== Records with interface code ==
============

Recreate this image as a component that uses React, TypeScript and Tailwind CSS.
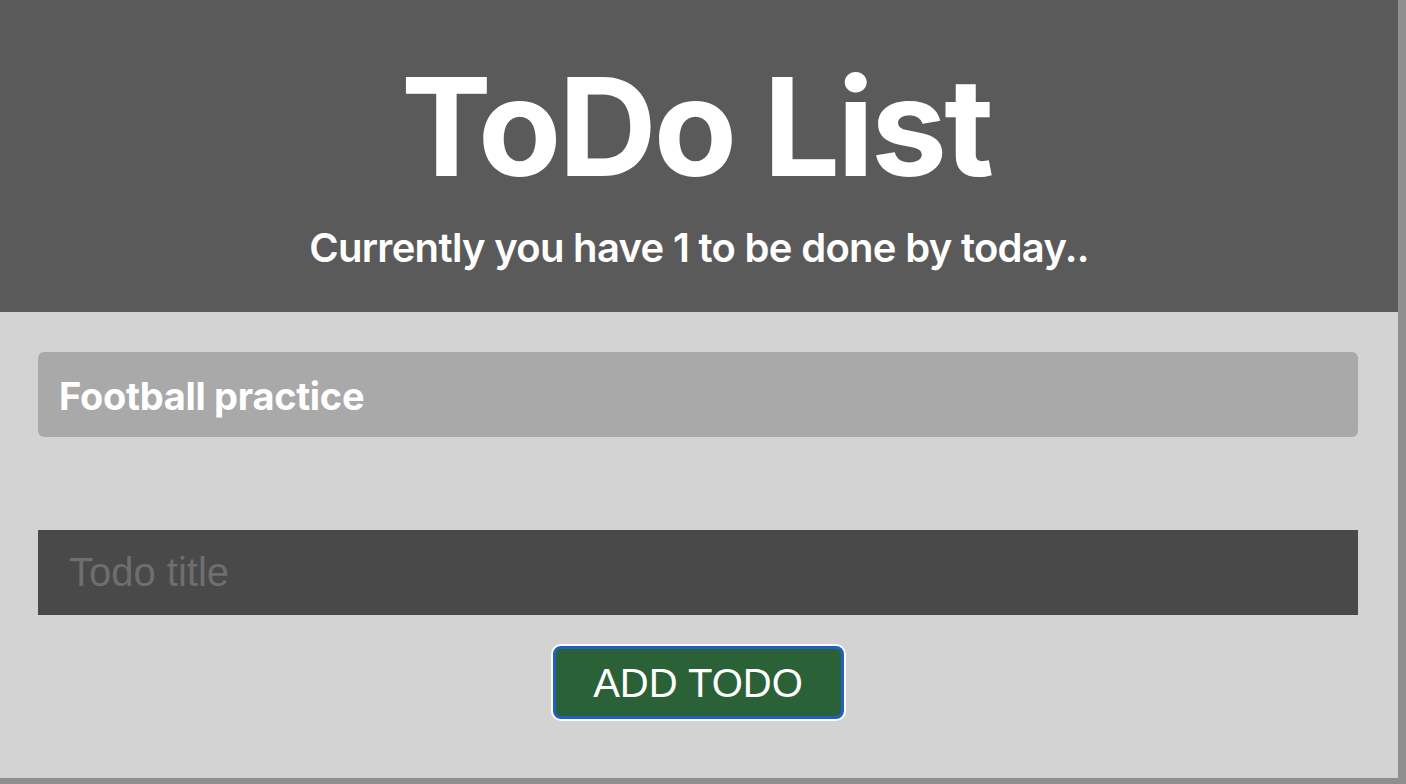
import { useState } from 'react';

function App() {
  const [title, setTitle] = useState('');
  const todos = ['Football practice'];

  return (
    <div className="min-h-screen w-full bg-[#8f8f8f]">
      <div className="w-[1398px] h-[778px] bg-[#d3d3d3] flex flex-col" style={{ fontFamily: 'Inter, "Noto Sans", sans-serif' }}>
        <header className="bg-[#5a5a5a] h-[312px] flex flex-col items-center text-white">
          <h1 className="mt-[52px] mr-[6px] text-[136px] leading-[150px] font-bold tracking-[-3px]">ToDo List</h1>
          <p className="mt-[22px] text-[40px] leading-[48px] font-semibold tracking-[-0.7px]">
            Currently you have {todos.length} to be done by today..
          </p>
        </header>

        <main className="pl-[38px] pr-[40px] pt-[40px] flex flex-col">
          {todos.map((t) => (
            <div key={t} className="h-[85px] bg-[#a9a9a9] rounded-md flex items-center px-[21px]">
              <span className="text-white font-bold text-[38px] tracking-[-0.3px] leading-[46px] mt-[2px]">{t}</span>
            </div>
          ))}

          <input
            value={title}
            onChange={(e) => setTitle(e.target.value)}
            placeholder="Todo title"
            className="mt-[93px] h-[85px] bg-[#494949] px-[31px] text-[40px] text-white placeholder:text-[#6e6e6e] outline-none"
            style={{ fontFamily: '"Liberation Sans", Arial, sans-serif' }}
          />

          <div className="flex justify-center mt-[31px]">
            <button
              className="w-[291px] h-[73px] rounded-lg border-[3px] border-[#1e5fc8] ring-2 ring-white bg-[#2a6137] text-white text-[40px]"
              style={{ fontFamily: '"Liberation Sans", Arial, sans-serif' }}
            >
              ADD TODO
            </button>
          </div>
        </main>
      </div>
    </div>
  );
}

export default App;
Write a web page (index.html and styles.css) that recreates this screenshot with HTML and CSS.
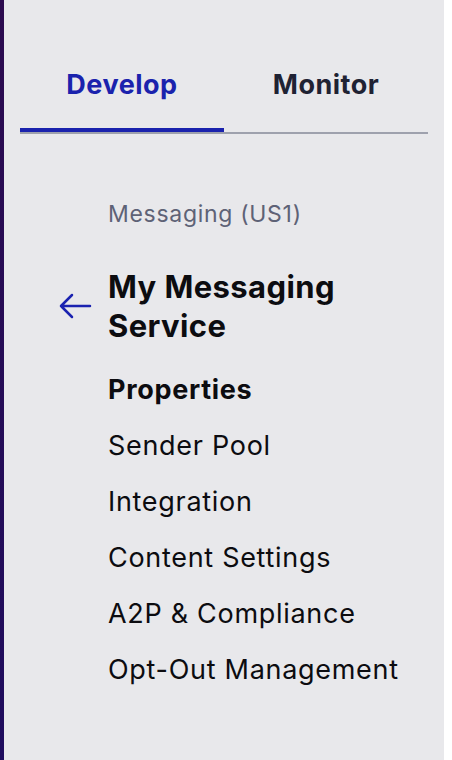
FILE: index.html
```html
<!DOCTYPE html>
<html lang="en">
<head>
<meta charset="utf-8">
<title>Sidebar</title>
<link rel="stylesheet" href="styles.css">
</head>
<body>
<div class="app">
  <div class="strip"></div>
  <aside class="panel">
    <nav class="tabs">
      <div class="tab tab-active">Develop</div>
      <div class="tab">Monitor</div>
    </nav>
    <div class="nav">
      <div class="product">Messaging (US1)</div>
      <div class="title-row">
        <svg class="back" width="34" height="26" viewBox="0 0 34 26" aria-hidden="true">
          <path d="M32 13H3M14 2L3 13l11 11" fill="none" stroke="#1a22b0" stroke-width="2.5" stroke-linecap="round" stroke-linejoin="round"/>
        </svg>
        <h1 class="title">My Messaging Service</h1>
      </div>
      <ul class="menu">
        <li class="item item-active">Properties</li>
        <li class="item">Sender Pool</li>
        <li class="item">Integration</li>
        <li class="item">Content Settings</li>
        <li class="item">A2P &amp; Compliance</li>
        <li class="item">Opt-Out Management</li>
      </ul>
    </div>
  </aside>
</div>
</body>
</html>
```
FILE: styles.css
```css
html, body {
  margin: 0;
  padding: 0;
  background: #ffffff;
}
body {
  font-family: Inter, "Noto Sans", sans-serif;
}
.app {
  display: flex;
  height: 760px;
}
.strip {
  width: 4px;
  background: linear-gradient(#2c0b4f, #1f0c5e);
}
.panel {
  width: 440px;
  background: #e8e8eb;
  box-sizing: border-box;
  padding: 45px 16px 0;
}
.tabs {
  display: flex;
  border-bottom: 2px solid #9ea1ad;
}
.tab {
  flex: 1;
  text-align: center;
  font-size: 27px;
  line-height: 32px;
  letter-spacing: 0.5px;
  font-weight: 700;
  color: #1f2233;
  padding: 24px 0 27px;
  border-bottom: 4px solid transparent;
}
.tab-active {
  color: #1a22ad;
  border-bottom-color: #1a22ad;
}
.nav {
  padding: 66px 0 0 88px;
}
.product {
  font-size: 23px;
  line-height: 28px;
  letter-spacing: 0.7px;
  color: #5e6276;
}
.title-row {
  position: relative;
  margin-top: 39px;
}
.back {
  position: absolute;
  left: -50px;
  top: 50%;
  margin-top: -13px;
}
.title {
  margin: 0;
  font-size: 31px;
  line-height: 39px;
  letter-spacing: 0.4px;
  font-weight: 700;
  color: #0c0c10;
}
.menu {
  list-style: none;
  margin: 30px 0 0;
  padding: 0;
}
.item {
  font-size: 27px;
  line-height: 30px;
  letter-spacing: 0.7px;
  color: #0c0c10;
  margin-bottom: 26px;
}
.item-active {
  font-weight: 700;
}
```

============

== Task description ==
Copy out each line exactly, without the pictures.

== Exercise result ==
Recreate this image as a component that uses React, TypeScript and Tailwind CSS.
import { useState } from 'react';

function App() {
  const [title, setTitle] = useState('');
  const todos = ['Football practice'];

  return (
    <div className="min-h-screen w-full bg-[#8f8f8f]">
      <div className="w-[1398px] h-[778px] bg-[#d3d3d3] flex flex-col" style={{ fontFamily: 'Inter, "Noto Sans", sans-serif' }}>
        <header className="bg-[#5a5a5a] h-[312px] flex flex-col items-center text-white">
          <h1 className="mt-[52px] mr-[6px] text-[136px] leading-[150px] font-bold tracking-[-3px]">ToDo List</h1>
          <p className="mt-[22px] text-[40px] leading-[48px] font-semibold tracking-[-0.7px]">
            Currently you have {todos.length} to be done by today..
          </p>
        </header>

        <main className="pl-[38px] pr-[40px] pt-[40px] flex flex-col">
          {todos.map((t) => (
            <div key={t} className="h-[85px] bg-[#a9a9a9] rounded-md flex items-center px-[21px]">
              <span className="text-white font-bold text-[38px] tracking-[-0.3px] leading-[46px] mt-[2px]">{t}</span>
            </div>
          ))}

          <input
            value={title}
            onChange={(e) => setTitle(e.target.value)}
            placeholder="Todo title"
            className="mt-[93px] h-[85px] bg-[#494949] px-[31px] text-[40px] text-white placeholder:text-[#6e6e6e] outline-none"
            style={{ fontFamily: '"Liberation Sans", Arial, sans-serif' }}
          />

          <div className="flex justify-center mt-[31px]">
            <button
              className="w-[291px] h-[73px] rounded-lg border-[3px] border-[#1e5fc8] ring-2 ring-white bg-[#2a6137] text-white text-[40px]"
              style={{ fontFamily: '"Liberation Sans", Arial, sans-serif' }}
            >
              ADD TODO
            </button>
          </div>
        </main>
      </div>
    </div>
  );
}

export default App;
Write a web page (index.html and styles.css) that recreates this screenshot with HTML and CSS.
FILE: index.html
```html
<!DOCTYPE html>
<html lang="en">
<head>
<meta charset="utf-8">
<title>Sidebar</title>
<link rel="stylesheet" href="styles.css">
</head>
<body>
<div class="app">
  <div class="strip"></div>
  <aside class="panel">
    <nav class="tabs">
      <div class="tab tab-active">Develop</div>
      <div class="tab">Monitor</div>
    </nav>
    <div class="nav">
      <div class="product">Messaging (US1)</div>
      <div class="title-row">
        <svg class="back" width="34" height="26" viewBox="0 0 34 26" aria-hidden="true">
          <path d="M32 13H3M14 2L3 13l11 11" fill="none" stroke="#1a22b0" stroke-width="2.5" stroke-linecap="round" stroke-linejoin="round"/>
        </svg>
        <h1 class="title">My Messaging Service</h1>
      </div>
      <ul class="menu">
        <li class="item item-active">Properties</li>
        <li class="item">Sender Pool</li>
        <li class="item">Integration</li>
        <li class="item">Content Settings</li>
        <li class="item">A2P &amp; Compliance</li>
        <li class="item">Opt-Out Management</li>
      </ul>
    </div>
  </aside>
</div>
</body>
</html>
```
FILE: styles.css
```css
html, body {
  margin: 0;
  padding: 0;
  background: #ffffff;
}
body {
  font-family: Inter, "Noto Sans", sans-serif;
}
.app {
  display: flex;
  height: 760px;
}
.strip {
  width: 4px;
  background: linear-gradient(#2c0b4f, #1f0c5e);
}
.panel {
  width: 440px;
  background: #e8e8eb;
  box-sizing: border-box;
  padding: 45px 16px 0;
}
.tabs {
  display: flex;
  border-bottom: 2px solid #9ea1ad;
}
.tab {
  flex: 1;
  text-align: center;
  font-size: 27px;
  line-height: 32px;
  letter-spacing: 0.5px;
  font-weight: 700;
  color: #1f2233;
  padding: 24px 0 27px;
  border-bottom: 4px solid transparent;
}
.tab-active {
  color: #1a22ad;
  border-bottom-color: #1a22ad;
}
.nav {
  padding: 66px 0 0 88px;
}
.product {
  font-size: 23px;
  line-height: 28px;
  letter-spacing: 0.7px;
  color: #5e6276;
}
.title-row {
  position: relative;
  margin-top: 39px;
}
.back {
  position: absolute;
  left: -50px;
  top: 50%;
  margin-top: -13px;
}
.title {
  margin: 0;
  font-size: 31px;
  line-height: 39px;
  letter-spacing: 0.4px;
  font-weight: 700;
  color: #0c0c10;
}
.menu {
  list-style: none;
  margin: 30px 0 0;
  padding: 0;
}
.item {
  font-size: 27px;
  line-height: 30px;
  letter-spacing: 0.7px;
  color: #0c0c10;
  margin-bottom: 26px;
}
.item-active {
  font-weight: 700;
}
```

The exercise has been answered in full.